● TASK DIRECTIONS
Report each line of the data that has "React" somewhere in it.

==========

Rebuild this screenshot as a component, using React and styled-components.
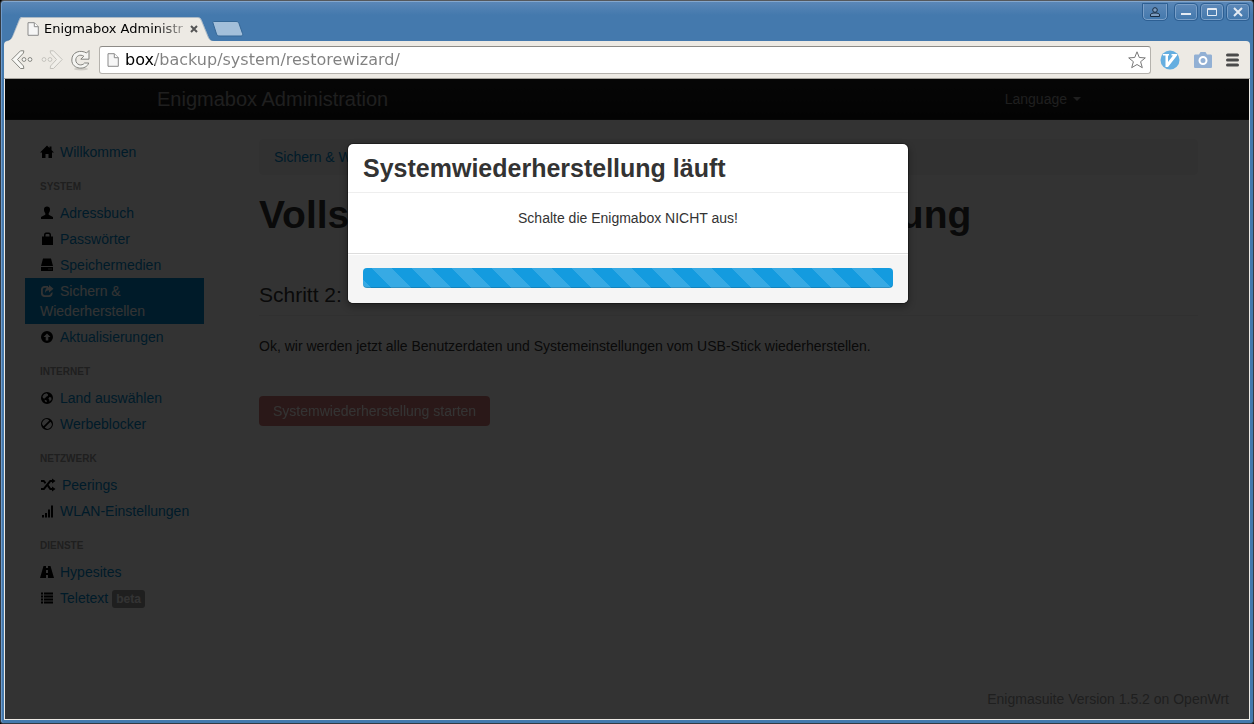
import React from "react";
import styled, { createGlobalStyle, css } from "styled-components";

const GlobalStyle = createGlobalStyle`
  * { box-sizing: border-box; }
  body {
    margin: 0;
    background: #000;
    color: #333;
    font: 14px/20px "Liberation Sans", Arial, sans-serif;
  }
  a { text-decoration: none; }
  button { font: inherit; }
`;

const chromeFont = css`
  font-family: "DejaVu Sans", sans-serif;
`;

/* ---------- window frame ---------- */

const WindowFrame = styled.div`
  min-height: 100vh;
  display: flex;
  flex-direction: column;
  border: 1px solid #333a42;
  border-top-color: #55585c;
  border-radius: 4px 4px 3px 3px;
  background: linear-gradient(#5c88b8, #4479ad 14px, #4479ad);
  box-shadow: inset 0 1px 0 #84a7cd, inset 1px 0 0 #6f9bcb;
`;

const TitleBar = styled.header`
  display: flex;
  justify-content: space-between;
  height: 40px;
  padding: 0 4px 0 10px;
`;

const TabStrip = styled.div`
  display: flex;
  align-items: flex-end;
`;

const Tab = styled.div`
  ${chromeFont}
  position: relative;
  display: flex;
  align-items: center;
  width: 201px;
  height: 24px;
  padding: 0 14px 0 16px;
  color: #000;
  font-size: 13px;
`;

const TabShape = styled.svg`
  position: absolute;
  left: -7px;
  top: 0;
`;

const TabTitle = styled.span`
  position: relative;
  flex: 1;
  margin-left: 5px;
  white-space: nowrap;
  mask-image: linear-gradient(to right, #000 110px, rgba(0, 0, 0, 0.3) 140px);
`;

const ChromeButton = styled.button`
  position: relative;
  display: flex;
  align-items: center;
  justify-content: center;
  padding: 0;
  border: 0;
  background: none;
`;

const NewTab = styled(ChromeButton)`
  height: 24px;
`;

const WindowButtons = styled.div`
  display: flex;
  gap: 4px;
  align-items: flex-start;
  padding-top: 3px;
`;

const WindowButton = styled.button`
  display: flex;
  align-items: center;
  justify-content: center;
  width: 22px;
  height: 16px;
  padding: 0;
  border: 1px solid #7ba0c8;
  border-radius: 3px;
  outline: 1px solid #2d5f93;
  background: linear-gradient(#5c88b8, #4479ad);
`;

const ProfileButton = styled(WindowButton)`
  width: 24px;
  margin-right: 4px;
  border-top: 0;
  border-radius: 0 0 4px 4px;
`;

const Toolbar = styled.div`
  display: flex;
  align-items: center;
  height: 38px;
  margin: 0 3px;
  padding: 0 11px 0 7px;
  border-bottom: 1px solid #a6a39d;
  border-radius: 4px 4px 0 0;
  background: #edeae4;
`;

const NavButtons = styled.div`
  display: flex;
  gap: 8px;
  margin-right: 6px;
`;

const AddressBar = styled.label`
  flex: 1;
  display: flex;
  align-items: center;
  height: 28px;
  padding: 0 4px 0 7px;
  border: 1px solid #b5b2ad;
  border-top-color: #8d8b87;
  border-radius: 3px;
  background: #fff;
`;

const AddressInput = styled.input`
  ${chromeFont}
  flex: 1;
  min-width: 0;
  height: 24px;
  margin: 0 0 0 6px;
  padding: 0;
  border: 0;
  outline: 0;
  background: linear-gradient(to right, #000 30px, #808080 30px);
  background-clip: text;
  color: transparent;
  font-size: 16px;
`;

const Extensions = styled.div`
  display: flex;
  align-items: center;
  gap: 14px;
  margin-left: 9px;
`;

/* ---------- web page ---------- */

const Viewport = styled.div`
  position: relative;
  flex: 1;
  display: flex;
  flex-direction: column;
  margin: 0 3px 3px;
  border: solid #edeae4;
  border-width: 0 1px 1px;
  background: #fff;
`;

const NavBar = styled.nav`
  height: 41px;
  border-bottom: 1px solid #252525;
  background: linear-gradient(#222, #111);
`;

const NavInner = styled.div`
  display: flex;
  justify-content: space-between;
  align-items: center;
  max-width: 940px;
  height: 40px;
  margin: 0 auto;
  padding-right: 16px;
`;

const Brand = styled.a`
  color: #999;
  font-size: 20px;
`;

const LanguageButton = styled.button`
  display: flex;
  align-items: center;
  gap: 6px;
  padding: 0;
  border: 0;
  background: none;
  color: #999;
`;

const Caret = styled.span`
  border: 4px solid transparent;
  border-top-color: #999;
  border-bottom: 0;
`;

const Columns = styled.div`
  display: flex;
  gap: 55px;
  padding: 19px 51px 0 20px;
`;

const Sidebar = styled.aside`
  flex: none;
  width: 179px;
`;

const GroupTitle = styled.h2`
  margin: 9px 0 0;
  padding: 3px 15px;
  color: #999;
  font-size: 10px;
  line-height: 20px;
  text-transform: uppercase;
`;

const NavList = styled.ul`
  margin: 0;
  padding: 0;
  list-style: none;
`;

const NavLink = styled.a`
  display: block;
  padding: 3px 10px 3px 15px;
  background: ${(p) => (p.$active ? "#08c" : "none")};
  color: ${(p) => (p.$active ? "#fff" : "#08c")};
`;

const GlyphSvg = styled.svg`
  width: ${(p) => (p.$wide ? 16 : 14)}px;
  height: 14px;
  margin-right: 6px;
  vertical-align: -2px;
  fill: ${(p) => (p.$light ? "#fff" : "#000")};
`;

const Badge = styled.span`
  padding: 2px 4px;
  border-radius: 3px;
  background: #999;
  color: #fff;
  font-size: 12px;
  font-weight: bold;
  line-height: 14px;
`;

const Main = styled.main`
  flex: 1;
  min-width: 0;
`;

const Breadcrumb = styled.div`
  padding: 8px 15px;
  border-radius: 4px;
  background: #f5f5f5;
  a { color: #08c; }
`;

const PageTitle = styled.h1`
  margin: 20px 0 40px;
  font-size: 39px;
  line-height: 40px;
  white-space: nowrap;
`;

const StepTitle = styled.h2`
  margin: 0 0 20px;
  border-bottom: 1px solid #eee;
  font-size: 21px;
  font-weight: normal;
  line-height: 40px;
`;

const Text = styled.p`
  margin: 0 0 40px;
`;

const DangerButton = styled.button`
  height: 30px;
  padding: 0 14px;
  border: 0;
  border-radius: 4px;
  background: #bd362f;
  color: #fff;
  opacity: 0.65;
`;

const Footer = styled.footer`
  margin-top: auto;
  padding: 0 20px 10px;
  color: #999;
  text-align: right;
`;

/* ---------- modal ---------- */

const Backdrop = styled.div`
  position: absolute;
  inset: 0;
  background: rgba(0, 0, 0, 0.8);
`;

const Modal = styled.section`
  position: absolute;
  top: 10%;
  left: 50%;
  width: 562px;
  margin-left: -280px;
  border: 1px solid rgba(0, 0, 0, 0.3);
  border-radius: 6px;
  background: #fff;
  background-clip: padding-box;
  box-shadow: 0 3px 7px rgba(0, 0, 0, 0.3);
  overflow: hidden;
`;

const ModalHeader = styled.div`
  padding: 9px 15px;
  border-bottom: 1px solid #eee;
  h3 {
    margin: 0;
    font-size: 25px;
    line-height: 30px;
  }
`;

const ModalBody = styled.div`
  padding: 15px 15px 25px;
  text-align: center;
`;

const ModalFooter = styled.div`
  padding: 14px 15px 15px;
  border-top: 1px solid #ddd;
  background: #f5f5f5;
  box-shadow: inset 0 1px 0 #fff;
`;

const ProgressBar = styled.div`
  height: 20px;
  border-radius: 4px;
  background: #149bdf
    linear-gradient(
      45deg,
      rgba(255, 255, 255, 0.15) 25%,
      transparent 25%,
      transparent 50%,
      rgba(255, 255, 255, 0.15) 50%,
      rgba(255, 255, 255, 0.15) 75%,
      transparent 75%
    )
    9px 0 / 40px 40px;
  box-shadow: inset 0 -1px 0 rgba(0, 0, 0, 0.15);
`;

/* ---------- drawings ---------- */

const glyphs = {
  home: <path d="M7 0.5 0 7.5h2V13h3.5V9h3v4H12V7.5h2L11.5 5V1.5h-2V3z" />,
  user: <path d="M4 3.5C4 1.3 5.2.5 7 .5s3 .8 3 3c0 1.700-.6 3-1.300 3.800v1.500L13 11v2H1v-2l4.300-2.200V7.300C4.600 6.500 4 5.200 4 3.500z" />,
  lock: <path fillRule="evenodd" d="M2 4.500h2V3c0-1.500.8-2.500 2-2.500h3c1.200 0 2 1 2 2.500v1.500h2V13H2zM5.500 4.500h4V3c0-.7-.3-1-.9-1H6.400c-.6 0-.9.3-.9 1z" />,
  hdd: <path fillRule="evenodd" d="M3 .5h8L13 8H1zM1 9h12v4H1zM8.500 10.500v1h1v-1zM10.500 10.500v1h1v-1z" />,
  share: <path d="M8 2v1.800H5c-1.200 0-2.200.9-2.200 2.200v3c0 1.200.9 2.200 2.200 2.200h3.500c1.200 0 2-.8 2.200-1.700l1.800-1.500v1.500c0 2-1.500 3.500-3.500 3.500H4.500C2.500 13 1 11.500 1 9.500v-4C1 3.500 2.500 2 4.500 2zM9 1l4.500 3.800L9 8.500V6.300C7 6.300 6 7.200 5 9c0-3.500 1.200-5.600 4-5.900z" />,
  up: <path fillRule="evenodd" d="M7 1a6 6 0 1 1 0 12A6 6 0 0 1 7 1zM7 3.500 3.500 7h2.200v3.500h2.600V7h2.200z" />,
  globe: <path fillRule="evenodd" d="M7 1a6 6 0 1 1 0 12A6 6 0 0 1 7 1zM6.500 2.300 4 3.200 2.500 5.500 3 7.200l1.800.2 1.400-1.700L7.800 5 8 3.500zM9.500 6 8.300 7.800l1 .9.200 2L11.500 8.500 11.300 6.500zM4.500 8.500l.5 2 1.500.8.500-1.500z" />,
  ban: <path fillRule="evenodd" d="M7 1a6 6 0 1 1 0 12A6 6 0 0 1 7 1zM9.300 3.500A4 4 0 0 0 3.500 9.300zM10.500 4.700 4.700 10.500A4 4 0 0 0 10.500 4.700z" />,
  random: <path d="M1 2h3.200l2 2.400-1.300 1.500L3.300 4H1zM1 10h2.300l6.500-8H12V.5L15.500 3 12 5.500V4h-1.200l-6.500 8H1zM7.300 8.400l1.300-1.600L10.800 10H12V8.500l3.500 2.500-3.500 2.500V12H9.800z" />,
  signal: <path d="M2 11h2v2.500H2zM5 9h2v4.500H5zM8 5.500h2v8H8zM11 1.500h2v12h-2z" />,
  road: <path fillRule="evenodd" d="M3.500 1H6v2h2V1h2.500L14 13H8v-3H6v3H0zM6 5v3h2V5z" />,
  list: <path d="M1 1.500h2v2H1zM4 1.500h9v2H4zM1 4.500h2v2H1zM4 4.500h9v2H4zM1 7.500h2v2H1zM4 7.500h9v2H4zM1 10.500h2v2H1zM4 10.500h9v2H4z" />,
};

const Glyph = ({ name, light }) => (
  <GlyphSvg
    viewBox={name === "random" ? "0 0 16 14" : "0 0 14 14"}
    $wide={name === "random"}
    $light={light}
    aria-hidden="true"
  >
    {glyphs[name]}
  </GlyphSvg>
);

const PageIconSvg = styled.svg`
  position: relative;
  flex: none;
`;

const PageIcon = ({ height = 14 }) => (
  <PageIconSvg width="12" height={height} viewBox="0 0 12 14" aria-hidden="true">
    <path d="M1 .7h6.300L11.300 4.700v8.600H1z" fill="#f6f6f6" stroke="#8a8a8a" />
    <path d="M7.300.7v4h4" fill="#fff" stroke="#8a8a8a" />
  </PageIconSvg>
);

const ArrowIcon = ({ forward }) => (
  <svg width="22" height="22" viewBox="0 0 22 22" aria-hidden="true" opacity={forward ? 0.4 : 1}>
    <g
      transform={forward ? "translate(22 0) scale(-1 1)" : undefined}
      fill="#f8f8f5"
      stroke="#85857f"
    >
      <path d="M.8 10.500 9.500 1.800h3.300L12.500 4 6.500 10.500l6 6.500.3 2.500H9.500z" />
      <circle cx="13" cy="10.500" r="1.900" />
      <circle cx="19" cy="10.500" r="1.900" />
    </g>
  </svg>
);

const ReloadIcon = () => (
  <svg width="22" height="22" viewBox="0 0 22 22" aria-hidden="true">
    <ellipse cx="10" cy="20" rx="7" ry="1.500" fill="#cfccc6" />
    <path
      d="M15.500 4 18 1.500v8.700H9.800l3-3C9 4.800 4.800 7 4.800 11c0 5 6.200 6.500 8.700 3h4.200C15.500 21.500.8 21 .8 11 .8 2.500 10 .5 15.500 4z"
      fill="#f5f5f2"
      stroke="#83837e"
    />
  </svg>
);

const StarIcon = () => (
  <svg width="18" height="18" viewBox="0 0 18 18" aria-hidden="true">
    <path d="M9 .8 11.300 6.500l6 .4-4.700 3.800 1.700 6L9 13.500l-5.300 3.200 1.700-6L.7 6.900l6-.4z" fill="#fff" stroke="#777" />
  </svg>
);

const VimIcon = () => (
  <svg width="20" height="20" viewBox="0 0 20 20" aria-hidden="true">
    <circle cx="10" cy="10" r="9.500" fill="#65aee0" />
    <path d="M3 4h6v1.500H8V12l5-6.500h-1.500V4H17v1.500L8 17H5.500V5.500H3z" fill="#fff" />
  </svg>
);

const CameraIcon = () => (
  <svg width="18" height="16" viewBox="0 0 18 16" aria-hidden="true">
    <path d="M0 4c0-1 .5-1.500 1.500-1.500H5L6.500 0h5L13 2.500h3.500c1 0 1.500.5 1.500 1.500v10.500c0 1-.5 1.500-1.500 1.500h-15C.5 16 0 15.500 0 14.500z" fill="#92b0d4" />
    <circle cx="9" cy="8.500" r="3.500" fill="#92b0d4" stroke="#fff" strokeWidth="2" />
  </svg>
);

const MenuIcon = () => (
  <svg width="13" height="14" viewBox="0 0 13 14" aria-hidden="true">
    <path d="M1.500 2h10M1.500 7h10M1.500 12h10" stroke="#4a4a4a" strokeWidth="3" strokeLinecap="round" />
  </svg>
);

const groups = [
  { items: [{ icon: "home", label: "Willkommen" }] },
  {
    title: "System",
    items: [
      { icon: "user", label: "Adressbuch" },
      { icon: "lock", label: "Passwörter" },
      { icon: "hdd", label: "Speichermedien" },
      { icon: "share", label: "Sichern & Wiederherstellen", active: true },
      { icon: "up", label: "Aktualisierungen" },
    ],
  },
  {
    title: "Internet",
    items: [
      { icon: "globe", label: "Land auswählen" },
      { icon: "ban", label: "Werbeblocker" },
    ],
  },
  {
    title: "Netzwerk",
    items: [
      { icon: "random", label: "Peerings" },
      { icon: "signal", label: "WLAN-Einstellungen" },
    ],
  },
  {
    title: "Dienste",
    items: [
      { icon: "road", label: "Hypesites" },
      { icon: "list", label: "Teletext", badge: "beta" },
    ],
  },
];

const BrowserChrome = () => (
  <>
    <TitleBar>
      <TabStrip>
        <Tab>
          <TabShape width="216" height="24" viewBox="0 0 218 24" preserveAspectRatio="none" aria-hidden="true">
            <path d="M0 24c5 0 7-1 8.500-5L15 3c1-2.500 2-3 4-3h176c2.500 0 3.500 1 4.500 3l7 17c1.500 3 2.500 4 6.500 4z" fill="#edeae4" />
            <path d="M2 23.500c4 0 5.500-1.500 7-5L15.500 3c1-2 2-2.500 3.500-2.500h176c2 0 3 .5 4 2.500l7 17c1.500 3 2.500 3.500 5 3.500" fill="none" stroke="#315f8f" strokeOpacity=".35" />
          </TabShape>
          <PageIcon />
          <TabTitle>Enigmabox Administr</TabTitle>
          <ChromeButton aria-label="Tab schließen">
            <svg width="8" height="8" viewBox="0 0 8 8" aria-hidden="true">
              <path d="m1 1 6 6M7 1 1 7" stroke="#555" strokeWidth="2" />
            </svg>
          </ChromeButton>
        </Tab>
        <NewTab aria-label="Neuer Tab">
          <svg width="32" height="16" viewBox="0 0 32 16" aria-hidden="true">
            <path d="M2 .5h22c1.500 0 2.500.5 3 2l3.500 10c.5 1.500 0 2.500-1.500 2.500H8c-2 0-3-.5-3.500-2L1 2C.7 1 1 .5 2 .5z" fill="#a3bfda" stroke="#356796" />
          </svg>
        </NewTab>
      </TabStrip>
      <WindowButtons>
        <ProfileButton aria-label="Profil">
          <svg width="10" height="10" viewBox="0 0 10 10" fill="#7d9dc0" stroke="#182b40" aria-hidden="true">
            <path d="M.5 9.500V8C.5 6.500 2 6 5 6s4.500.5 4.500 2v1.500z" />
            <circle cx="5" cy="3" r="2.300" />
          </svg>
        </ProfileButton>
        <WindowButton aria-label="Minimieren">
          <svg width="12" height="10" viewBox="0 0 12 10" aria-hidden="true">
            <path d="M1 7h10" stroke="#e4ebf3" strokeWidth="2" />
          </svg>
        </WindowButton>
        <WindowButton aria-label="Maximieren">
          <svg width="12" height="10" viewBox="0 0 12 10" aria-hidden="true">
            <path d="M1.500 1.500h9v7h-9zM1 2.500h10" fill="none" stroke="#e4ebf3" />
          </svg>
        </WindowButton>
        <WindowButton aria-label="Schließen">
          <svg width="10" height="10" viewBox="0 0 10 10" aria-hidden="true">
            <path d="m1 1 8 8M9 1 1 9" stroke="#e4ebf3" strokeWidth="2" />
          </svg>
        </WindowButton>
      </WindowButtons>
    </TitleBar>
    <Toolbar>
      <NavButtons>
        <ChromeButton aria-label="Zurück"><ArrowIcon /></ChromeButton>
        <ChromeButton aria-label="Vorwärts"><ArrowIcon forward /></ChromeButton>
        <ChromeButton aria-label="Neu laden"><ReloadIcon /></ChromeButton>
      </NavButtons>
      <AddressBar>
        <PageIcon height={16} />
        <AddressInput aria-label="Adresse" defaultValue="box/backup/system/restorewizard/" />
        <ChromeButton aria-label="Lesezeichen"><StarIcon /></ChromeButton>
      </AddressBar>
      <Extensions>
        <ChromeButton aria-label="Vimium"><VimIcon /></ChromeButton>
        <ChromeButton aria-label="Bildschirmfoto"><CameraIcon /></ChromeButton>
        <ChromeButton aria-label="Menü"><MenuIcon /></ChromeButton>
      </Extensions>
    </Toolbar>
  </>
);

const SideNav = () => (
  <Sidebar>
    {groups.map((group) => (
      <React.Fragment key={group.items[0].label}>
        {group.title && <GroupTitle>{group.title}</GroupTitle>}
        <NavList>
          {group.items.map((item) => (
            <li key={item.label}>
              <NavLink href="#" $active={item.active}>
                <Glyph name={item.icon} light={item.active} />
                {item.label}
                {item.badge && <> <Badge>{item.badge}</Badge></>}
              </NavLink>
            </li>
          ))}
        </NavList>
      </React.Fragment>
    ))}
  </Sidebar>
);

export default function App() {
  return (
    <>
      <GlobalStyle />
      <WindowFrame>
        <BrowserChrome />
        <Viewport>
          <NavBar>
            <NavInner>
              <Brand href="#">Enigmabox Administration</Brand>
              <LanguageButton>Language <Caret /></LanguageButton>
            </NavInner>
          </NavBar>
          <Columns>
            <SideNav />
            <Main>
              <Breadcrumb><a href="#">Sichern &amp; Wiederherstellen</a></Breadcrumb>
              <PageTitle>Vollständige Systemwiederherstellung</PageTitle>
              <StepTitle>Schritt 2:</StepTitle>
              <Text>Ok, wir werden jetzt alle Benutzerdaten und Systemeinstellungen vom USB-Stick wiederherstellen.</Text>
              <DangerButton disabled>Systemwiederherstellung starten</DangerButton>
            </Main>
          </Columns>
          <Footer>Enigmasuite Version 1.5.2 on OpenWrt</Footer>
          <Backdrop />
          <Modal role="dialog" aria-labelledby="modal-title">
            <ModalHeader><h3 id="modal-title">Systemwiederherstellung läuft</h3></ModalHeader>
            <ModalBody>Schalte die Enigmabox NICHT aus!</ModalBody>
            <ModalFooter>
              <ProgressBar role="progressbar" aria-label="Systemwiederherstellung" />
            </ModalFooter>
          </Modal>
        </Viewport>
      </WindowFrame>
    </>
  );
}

==========

● FULL ANSWER
Rebuild this screenshot as a component, using React and styled-components.
import React from "react";
      <React.Fragment key={group.items[0].label}>
      </React.Fragment>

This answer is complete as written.